### What the exercise asks
Each line containing the word "React" must be collected.

### Source material
Start

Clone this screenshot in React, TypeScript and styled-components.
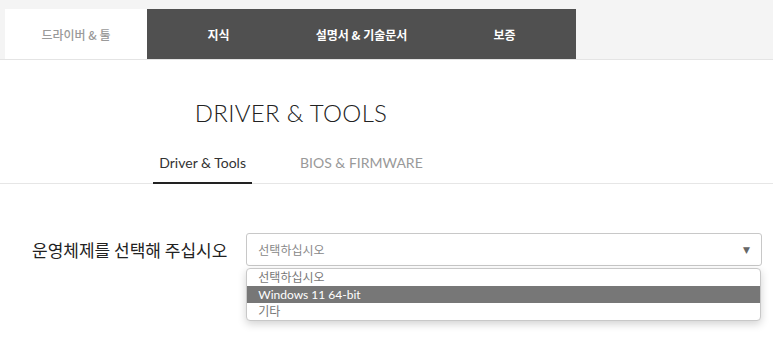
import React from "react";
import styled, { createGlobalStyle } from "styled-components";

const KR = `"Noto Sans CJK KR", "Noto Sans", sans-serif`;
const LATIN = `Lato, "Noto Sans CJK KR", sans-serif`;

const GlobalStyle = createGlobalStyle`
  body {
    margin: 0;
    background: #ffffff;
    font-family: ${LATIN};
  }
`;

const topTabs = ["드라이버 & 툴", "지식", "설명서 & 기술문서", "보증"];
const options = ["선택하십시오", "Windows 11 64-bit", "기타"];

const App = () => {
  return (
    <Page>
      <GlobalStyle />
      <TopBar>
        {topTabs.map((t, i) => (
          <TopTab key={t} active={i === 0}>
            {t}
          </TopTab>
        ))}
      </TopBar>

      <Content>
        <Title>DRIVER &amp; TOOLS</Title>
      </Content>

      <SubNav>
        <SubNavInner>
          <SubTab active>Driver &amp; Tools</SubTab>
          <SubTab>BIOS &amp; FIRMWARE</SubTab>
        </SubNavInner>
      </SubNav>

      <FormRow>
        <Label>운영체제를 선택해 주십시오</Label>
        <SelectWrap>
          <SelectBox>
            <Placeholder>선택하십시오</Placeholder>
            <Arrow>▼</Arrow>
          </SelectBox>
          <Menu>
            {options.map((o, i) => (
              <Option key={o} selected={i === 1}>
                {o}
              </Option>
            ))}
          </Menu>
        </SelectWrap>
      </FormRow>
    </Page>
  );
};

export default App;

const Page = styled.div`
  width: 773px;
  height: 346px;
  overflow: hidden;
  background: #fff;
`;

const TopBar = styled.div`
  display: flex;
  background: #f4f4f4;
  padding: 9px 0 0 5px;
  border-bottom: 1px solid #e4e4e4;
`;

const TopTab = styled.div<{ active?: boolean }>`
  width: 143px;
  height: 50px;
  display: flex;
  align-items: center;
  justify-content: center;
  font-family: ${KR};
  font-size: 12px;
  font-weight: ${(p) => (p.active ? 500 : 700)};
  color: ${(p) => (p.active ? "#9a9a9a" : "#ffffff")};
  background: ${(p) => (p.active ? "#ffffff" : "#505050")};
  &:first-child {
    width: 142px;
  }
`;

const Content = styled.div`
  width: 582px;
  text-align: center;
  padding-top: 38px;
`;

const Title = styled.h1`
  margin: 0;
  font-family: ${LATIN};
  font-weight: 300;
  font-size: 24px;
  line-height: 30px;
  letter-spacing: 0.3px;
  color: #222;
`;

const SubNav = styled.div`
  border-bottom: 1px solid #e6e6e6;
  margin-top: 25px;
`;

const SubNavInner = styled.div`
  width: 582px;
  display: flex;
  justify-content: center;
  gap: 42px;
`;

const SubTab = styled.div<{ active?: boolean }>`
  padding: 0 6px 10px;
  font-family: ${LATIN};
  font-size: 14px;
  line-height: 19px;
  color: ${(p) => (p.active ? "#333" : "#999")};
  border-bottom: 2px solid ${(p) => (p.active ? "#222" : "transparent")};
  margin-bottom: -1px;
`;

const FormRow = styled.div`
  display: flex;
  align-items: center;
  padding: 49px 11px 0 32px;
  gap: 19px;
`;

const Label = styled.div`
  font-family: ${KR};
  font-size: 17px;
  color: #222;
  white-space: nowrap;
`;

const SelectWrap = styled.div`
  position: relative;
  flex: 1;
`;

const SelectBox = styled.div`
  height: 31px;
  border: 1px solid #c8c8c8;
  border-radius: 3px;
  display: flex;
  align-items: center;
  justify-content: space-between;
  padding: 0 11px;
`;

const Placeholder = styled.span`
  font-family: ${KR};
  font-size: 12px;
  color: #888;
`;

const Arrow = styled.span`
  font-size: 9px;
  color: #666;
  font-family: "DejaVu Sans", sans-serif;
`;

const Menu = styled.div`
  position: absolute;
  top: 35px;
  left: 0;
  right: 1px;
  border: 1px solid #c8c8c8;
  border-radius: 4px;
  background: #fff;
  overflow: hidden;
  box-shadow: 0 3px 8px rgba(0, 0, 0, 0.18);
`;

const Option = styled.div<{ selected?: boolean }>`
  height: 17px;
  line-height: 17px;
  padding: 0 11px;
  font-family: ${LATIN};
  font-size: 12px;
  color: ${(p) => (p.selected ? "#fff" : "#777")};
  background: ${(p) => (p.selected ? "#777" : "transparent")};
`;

End

### The reply
Clone this screenshot in React, TypeScript and styled-components.
import React from "react";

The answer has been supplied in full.